• [TASK DETAILS]
Pull each line containing "index" out of the data and copy it.

• [GIVEN DATA]
- - - -

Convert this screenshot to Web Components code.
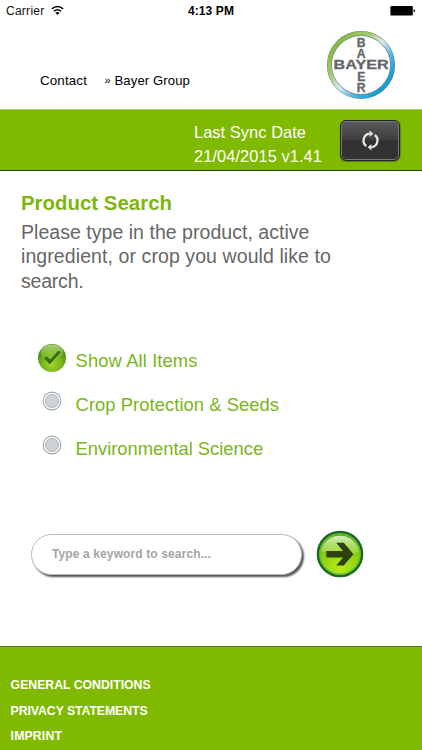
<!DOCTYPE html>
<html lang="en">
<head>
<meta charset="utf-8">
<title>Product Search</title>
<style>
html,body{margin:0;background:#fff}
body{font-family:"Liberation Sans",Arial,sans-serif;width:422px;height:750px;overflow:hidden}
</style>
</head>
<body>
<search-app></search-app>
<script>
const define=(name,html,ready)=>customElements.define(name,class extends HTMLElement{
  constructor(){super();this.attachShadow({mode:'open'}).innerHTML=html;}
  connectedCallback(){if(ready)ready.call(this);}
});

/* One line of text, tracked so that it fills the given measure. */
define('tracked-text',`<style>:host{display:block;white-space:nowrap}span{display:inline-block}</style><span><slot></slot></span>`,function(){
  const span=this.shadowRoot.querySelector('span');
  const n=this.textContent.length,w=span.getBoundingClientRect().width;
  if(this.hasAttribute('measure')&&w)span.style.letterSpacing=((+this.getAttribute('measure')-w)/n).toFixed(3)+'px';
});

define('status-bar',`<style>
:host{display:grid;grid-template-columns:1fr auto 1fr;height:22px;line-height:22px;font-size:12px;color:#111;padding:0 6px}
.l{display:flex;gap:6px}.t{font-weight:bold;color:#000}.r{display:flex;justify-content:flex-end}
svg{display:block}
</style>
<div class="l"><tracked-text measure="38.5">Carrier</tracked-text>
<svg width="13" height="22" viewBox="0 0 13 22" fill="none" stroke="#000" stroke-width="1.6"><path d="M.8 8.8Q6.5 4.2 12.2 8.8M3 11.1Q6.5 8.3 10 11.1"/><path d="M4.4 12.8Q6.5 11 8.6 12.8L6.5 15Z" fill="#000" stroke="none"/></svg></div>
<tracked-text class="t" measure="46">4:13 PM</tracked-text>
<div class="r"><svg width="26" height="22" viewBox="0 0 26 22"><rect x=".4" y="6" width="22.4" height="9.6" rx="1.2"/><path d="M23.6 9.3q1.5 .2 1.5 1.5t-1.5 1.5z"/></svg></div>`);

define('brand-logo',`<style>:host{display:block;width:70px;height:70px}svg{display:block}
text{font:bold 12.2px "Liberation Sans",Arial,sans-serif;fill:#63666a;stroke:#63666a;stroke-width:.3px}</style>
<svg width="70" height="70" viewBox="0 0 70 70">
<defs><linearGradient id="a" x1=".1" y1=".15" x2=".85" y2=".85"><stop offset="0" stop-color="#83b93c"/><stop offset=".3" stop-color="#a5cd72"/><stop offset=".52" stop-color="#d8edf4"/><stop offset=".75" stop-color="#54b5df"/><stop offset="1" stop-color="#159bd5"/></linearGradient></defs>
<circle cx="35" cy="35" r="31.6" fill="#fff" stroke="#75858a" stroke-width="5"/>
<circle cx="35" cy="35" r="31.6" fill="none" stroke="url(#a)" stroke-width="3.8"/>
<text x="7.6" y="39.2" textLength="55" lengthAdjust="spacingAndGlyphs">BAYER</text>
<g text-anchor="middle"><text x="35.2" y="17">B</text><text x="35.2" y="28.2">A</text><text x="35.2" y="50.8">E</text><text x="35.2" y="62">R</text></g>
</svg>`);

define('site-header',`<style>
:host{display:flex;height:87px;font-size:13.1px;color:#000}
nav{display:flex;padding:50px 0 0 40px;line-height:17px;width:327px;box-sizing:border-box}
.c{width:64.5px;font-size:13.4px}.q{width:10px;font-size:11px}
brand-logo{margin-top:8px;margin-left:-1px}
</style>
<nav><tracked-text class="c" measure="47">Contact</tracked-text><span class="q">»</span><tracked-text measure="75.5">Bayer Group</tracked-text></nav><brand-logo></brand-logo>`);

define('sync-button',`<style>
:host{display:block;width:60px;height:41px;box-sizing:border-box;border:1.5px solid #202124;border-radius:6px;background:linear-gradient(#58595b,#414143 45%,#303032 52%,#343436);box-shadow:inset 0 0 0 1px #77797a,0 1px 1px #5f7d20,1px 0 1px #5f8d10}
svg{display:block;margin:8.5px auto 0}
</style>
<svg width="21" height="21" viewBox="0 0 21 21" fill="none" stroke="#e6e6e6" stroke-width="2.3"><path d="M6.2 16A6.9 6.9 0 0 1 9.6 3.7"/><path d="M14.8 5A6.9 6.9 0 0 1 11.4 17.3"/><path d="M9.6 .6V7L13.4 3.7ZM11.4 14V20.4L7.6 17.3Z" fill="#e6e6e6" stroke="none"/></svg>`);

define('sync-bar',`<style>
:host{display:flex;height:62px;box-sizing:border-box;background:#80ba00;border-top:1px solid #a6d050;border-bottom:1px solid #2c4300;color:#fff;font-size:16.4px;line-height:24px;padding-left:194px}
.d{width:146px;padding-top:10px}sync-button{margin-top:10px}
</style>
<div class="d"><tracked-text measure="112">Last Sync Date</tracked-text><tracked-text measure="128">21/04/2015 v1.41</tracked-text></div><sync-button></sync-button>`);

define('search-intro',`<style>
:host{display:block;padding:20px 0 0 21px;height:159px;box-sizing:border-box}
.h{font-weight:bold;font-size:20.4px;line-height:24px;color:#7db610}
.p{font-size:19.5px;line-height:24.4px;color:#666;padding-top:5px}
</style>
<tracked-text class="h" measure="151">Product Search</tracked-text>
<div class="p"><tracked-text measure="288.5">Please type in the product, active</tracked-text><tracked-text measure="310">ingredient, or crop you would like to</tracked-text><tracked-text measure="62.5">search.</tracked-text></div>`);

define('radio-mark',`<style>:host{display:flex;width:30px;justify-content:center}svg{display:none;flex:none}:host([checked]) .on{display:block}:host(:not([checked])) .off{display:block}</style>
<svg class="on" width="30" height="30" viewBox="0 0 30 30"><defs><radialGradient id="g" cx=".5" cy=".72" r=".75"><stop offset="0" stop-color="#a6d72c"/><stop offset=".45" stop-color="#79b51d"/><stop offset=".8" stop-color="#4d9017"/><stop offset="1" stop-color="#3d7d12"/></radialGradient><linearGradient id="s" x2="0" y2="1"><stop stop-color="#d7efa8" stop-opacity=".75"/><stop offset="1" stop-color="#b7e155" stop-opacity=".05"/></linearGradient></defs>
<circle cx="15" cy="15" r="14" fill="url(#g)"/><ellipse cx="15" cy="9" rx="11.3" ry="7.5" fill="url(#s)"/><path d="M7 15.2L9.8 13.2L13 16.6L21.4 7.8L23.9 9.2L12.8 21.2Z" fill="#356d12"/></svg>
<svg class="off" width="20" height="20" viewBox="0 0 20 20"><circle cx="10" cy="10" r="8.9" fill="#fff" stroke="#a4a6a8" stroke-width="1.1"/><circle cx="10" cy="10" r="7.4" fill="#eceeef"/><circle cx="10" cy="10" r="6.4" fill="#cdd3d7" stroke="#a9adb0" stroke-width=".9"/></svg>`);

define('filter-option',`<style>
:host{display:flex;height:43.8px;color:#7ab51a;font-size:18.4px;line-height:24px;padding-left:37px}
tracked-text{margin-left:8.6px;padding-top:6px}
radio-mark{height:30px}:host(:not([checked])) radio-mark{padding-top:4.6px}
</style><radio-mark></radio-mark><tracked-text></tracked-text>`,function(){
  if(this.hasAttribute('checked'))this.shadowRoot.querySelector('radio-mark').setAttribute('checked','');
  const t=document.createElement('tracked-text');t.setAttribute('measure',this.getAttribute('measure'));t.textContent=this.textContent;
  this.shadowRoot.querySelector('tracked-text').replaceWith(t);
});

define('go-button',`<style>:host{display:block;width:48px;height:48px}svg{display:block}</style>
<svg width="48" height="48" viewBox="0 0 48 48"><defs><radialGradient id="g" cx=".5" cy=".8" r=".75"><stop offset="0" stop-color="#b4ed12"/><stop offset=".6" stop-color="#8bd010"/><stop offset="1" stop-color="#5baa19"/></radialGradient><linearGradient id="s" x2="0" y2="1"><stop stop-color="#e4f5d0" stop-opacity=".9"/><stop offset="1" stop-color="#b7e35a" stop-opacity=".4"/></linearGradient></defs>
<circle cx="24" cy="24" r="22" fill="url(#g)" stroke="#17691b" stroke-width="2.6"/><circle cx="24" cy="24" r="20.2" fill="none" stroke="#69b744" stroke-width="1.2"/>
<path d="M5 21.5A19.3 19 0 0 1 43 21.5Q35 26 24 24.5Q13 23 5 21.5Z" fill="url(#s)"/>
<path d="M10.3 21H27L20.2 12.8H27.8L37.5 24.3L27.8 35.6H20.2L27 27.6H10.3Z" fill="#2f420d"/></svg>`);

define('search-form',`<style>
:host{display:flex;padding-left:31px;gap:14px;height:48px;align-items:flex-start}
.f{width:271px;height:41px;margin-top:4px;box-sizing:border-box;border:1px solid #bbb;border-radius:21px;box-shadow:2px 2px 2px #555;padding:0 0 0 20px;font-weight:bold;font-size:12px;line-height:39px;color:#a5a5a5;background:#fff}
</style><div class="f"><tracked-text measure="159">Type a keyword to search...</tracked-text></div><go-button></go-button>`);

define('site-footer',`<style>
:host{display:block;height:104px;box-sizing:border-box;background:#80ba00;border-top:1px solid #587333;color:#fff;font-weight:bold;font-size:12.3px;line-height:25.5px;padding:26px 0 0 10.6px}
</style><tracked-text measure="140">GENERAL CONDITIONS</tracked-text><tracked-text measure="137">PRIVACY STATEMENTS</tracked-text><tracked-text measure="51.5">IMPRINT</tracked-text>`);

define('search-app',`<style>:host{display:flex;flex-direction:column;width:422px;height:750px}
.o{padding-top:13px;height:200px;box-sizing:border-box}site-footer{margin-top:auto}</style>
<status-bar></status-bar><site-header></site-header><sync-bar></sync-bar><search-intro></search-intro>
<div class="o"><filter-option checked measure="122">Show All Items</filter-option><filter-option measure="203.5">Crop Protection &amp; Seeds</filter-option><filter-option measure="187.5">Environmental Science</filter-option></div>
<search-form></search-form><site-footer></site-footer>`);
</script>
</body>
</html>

- - - -

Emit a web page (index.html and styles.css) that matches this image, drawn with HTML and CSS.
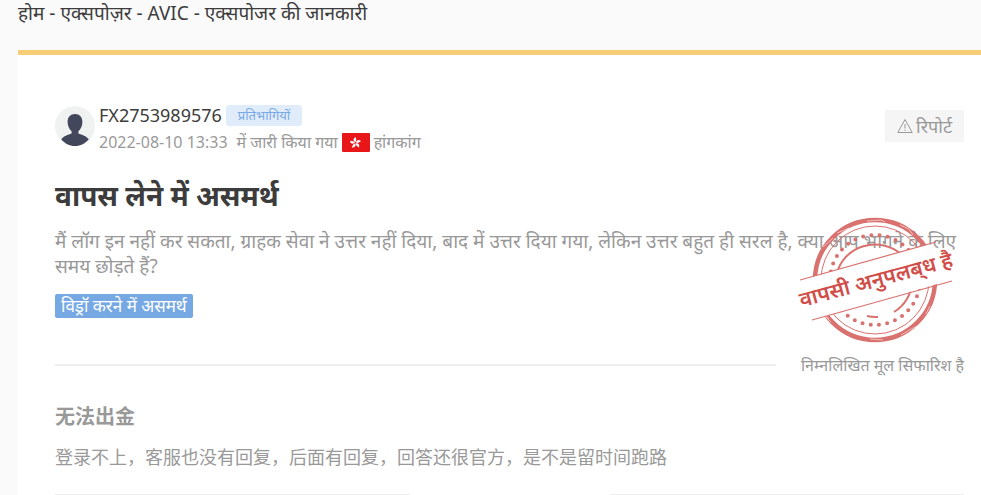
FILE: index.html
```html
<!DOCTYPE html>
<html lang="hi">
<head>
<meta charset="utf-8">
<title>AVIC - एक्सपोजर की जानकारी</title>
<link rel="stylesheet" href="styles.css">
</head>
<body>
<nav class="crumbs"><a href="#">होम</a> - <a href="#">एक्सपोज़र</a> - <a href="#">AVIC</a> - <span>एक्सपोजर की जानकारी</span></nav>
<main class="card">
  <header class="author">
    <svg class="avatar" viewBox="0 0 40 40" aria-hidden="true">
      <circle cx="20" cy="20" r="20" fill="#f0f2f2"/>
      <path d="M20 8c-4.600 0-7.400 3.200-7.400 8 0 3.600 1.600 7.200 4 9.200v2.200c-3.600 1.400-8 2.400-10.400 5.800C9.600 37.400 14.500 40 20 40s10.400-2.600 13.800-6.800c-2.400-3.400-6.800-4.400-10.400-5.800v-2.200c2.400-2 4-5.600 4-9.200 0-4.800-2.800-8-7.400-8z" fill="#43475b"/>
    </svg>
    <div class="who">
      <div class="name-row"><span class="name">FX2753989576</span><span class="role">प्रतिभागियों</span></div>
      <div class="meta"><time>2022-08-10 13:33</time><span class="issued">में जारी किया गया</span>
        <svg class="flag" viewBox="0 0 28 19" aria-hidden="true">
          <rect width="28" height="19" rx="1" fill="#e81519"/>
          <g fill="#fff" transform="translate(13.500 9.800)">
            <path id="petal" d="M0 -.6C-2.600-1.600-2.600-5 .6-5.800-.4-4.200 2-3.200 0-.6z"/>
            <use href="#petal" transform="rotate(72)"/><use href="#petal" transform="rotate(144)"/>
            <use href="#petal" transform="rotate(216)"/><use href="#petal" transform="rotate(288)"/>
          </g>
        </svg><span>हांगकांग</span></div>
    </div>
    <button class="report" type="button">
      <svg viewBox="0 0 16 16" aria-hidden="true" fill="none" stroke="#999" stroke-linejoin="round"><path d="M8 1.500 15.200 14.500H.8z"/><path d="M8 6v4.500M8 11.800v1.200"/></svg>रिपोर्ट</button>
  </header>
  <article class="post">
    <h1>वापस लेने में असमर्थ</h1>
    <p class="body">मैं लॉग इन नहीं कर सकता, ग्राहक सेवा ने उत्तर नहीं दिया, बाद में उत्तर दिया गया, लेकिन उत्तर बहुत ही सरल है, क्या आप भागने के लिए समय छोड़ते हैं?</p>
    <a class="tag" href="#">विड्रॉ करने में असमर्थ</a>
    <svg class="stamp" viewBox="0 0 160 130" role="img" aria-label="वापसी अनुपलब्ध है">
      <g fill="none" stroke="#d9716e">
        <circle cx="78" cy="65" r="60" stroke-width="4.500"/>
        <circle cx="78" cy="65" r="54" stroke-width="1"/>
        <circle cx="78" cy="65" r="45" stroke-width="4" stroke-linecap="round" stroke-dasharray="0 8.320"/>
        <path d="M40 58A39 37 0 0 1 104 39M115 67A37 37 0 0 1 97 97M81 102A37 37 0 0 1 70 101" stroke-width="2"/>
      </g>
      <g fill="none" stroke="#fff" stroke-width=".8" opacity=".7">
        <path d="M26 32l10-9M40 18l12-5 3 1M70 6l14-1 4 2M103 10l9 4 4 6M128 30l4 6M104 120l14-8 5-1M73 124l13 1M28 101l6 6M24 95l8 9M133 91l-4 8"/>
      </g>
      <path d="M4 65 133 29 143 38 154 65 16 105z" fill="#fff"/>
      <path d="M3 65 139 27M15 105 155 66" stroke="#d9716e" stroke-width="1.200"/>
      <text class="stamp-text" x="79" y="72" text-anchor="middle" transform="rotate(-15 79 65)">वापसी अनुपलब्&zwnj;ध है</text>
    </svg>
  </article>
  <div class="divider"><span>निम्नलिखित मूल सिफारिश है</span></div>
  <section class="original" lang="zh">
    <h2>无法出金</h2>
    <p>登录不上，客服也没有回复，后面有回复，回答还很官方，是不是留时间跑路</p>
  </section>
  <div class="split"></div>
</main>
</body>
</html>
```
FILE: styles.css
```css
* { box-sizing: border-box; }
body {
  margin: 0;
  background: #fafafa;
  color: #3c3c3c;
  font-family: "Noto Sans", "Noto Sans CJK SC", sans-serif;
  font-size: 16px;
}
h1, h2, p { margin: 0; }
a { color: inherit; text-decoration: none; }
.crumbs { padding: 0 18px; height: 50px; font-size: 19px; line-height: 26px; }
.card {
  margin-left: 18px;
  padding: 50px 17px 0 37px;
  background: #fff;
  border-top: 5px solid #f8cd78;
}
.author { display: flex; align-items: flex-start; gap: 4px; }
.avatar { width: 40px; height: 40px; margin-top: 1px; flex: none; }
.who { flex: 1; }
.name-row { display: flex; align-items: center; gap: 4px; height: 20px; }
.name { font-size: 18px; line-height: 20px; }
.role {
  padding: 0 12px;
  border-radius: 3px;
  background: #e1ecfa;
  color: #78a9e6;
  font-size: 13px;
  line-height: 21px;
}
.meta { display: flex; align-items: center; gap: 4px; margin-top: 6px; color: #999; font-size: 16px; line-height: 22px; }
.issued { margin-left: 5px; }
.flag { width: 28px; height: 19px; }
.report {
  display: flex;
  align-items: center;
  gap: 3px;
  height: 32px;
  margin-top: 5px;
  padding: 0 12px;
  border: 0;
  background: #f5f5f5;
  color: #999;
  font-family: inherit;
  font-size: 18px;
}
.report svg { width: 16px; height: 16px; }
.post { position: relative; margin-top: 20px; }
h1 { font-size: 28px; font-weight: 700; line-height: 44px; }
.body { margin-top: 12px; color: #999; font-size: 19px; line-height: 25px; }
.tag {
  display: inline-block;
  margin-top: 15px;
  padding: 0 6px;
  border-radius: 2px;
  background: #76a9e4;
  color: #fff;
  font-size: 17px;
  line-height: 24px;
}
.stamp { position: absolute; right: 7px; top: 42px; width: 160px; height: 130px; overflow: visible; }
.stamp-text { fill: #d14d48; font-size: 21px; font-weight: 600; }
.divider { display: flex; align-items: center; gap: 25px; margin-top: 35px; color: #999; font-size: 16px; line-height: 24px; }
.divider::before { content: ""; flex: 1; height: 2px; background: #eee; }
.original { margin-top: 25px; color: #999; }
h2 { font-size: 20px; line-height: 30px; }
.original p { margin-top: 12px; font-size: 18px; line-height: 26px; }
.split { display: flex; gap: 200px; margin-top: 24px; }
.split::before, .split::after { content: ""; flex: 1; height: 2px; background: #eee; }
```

- - - -

• [OUTPUT BELOW]
Emit a web page (index.html and styles.css) that matches this image, drawn with HTML and CSS.
FILE: index.html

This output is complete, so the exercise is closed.